------ Information shown ------

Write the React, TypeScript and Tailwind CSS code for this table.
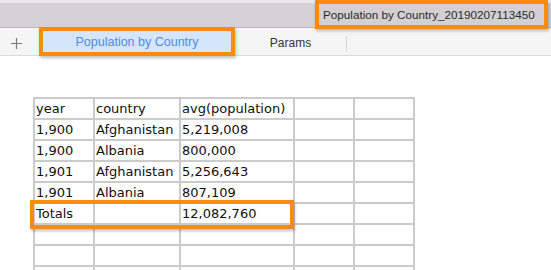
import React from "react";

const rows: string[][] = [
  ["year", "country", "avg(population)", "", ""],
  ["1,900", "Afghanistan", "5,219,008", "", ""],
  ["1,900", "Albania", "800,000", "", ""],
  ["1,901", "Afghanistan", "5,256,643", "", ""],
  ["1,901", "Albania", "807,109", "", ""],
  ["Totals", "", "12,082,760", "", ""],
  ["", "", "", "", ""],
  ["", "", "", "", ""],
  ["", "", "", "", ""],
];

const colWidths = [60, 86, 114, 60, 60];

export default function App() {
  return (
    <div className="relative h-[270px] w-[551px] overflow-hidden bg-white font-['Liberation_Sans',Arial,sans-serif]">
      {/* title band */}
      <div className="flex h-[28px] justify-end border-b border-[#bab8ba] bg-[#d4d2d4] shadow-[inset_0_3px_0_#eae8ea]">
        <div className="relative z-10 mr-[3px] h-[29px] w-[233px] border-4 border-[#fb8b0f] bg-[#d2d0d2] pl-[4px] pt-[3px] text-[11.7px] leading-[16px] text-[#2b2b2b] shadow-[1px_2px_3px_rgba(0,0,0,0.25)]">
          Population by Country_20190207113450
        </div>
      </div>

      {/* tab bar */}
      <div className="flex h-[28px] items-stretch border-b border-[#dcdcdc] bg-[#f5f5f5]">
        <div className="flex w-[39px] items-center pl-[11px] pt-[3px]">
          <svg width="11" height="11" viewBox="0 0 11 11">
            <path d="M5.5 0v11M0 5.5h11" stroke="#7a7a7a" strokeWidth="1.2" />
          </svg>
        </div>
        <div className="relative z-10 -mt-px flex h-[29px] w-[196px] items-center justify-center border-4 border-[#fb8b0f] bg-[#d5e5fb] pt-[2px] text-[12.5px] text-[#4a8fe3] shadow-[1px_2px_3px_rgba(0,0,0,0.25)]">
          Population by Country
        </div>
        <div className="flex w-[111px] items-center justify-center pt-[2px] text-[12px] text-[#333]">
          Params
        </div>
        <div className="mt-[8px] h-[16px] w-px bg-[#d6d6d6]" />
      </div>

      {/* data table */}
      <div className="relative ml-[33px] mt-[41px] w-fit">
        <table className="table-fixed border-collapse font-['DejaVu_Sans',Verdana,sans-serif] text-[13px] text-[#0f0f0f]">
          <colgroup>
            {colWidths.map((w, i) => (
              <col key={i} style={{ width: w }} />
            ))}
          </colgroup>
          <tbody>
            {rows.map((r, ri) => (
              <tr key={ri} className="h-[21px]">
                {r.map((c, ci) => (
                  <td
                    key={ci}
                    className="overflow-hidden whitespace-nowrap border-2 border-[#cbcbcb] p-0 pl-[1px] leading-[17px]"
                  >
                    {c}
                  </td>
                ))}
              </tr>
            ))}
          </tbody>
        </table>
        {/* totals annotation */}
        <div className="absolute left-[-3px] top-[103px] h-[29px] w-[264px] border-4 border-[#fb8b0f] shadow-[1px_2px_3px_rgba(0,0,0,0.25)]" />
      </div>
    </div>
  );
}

------

**Work to do**
Give again, exactly, the lines from the start of the data through the one holding "import React from"; omit the pictures.

**Final result**
Write the React, TypeScript and Tailwind CSS code for this table.
import React from "react";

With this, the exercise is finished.